Много мне бабушка в тот день говорила, а я не могла понять: как это Ленина обвинять будут, ведь мы на каждом уроке о нем читаем.
«Баба, а почему же такие, как ты, не сказали никому, что война будет, не предупредили?» — спрашивала я ее. «Кто бы нас, старух, допустил бы до Сталина, ему и не такие говорили, а он не слушал. А во-вторых, не позволено вмешиваться в большое русло жизни. Не все можно сказать, что открывается нам. Да и люди бояться нас будут — кому понравится знать, что мысли его считываются, а они всякие бывают у людей. Порой волосы дыбом встают, а делаешь вид, что не слышишь их мыслей. Белая ворона, она и есть белая. Чем больше знаний, тем тяжелей, ты потом об этом узнаешь».
Прошло много лет, а я помню тот день.
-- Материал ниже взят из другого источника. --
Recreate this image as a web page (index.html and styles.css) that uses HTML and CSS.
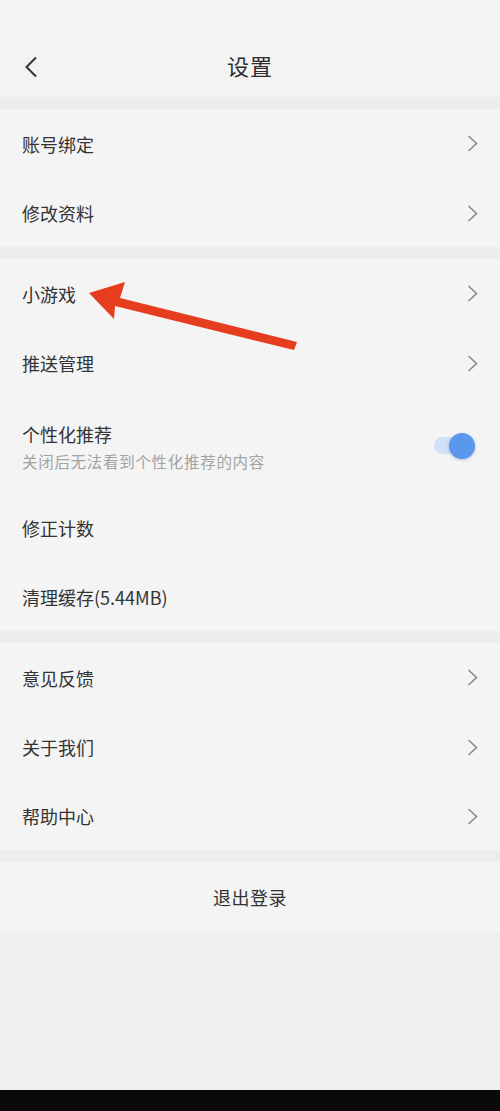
FILE: index.html
```html
<!DOCTYPE html>
<html lang="zh-CN">
<head>
<meta charset="utf-8">
<title>设置</title>
<link rel="stylesheet" href="styles.css">
</head>
<body>
<div class="page">
  <div class="statusbar"></div>
  <header class="header">
    <span class="back">
      <svg width="14" height="22" viewBox="0 0 14 22"><path d="M12 1.5 L2.5 11 L12 20.5" fill="none" stroke="#333" stroke-width="2" stroke-linejoin="miter"/></svg>
    </span>
    <h1 class="title">设置</h1>
  </header>
  <div class="gap"></div>
  <section class="group">
    <div class="row"><span class="label">账号绑定</span><span class="chev"><svg width="11" height="17" viewBox="0 0 11 17"><path d="M1.5 1 L9.5 8.5 L1.5 16" fill="none" stroke="#8a8a8a" stroke-width="1.6"/></svg></span></div>
    <div class="row"><span class="label">修改资料</span><span class="chev"><svg width="11" height="17" viewBox="0 0 11 17"><path d="M1.5 1 L9.5 8.5 L1.5 16" fill="none" stroke="#8a8a8a" stroke-width="1.6"/></svg></span></div>
  </section>
  <div class="gap"></div>
  <section class="group">
    <div class="row"><span class="label">小游戏</span><span class="chev"><svg width="11" height="17" viewBox="0 0 11 17"><path d="M1.5 1 L9.5 8.5 L1.5 16" fill="none" stroke="#8a8a8a" stroke-width="1.6"/></svg></span></div>
    <div class="row"><span class="label">推送管理</span><span class="chev"><svg width="11" height="17" viewBox="0 0 11 17"><path d="M1.5 1 L9.5 8.5 L1.5 16" fill="none" stroke="#8a8a8a" stroke-width="1.6"/></svg></span></div>
    <div class="row row-tall">
      <div class="texts">
        <span class="label">个性化推荐</span>
        <span class="sub">关闭后无法看到个性化推荐的内容</span>
      </div>
      <span class="toggle"><span class="knob"></span></span>
    </div>
    <div class="row"><span class="label">修正计数</span></div>
    <div class="row"><span class="label">清理缓存(5.44MB)</span></div>
  </section>
  <div class="gap"></div>
  <section class="group">
    <div class="row"><span class="label">意见反馈</span><span class="chev"><svg width="11" height="17" viewBox="0 0 11 17"><path d="M1.5 1 L9.5 8.5 L1.5 16" fill="none" stroke="#8a8a8a" stroke-width="1.6"/></svg></span></div>
    <div class="row"><span class="label">关于我们</span><span class="chev"><svg width="11" height="17" viewBox="0 0 11 17"><path d="M1.5 1 L9.5 8.5 L1.5 16" fill="none" stroke="#8a8a8a" stroke-width="1.6"/></svg></span></div>
    <div class="row"><span class="label">帮助中心</span><span class="chev"><svg width="11" height="17" viewBox="0 0 11 17"><path d="M1.5 1 L9.5 8.5 L1.5 16" fill="none" stroke="#8a8a8a" stroke-width="1.6"/></svg></span></div>
  </section>
  <div class="gap"></div>
  <section class="group">
    <div class="row row-center"><span class="label">退出登录</span></div>
  </section>
  <div class="filler"></div>
  <div class="navbar"></div>

  <svg class="annot" width="500" height="1111" viewBox="0 0 500 1111">
    <polygon points="89,293 125,282 120,298 297,342 294,350 115,306 114,319" fill="#e63d1e"/>
  </svg>
</div>
</body>
</html>
```

FILE: styles.css
```css
* { box-sizing: border-box; }
html, body { margin: 0; padding: 0; }
body {
  width: 500px;
  height: 1111px;
  overflow: hidden;
  background: #f3f3f3;
  font-family: "Noto Sans CJK SC", "Noto Sans", sans-serif;
  color: #333;
}
.page {
  position: relative;
  width: 500px;
  height: 1111px;
  display: flex;
  flex-direction: column;
}
.statusbar {
  height: 35px;
  background: #f5f5f5;
  flex: none;
}
.header {
  height: 62px;
  flex: none;
  display: flex;
  align-items: center;
  justify-content: center;
  position: relative;
  background: #f3f3f3;
}
.back {
  position: absolute;
  left: 24px;
  top: 21px;
  display: flex;
}
.title {
  margin: 0;
  font-size: 22px;
  font-weight: 400;
  color: #2c2c2c;
  letter-spacing: 1px;
  margin-top: -3px;
}
.gap {
  height: 12px;
  flex: none;
  background: #ededed;
}
.gap:first-of-type { height: 13px; }
.group {
  background: #f4f4f4;
  flex: none;
  display: flex;
  flex-direction: column;
}
.row {
  height: 69px;
  display: flex;
  align-items: center;
  justify-content: space-between;
  padding: 0 22px 0 22px;
  border-top: 1px solid #f0f0f0;
}
.row:first-child { border-top: none; }
.row-tall {
  height: 96px;
  padding-right: 26px;
}
.row-center { justify-content: center; }
.label {
  font-size: 18px;
  line-height: 24px;
  color: #333;
}
.row-center .label { font-size: 18px; color: #333; letter-spacing: 0.5px; }
.texts {
  display: flex;
  flex-direction: column;
  gap: 5px;
  margin-top: 2px;
}
.sub {
  font-size: 15.5px;
  line-height: 20px;
  color: #a3a3a3;
  letter-spacing: 0.7px;
}
.chev { display: flex; }
.toggle {
  position: relative;
  width: 40px;
  height: 17px;
  border-radius: 9px;
  background: #cfe0f7;
  display: block;
}
.knob {
  position: absolute;
  right: -1px;
  top: -4.5px;
  width: 26px;
  height: 26px;
  border-radius: 50%;
  background: #5b97ec;
  box-shadow: 0 1px 3px rgba(60, 110, 180, 0.35);
}
.filler {
  flex: 1;
  background: #efefef;
}
.navbar {
  height: 21px;
  flex: none;
  background: #0a0a0a;
}
.annot {
  position: absolute;
  left: 0;
  top: 0;
  pointer-events: none;
}
```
Все изменилось, и слезы мои школьные пустые, выходит, были, а ведь от обиды сердечко бедное разрывалось.
Так что стоит ли дитя бить за оценки? Главное у человека впереди, и пусть подумает каждый родитель, который бьет ребенка, какими вы останетесь в памяти детей.
Все пройдет, и мы уйдем раньше детей. Пусть же вспомнят они вашу ласковую руку на детской голове, а не руку, оставляющую красный рубец на тельце ребенка.
Из письма: «Обращаюсь к вам за помощью. Я потеряла любовь и уважение своей единственной дочери. Заметила это слишком поздно. Дочери 21 год, а мне скоро пятьдесят.
Выросла она эгоисткой, жестокой и жадной. Я отказалась быть для нее источником дохода, и тогда у меня открылись глаза. Так что нет у меня желания дожить до преклонных лет. Старость будет одинокой и голодной. У меня есть Ваши книги, но в них нет советов для взрослых детей. Пожалуйста, помогите мне, прошу Вас».
Мне горько читать такие письма, тем более их много, в некоторых такие ситуации, что становится страшно. Как меняются люди, управляемые новым жестоким временем. Нерадивые дети закладывают жилье своих родителей за долги или под проценты. И вот уже старые, никому не нужные люди живут где попало, не имея крыши над головой. Я принимаю упрек читательницы и буду давать обереги для защиты родителей от неблагодарных детей.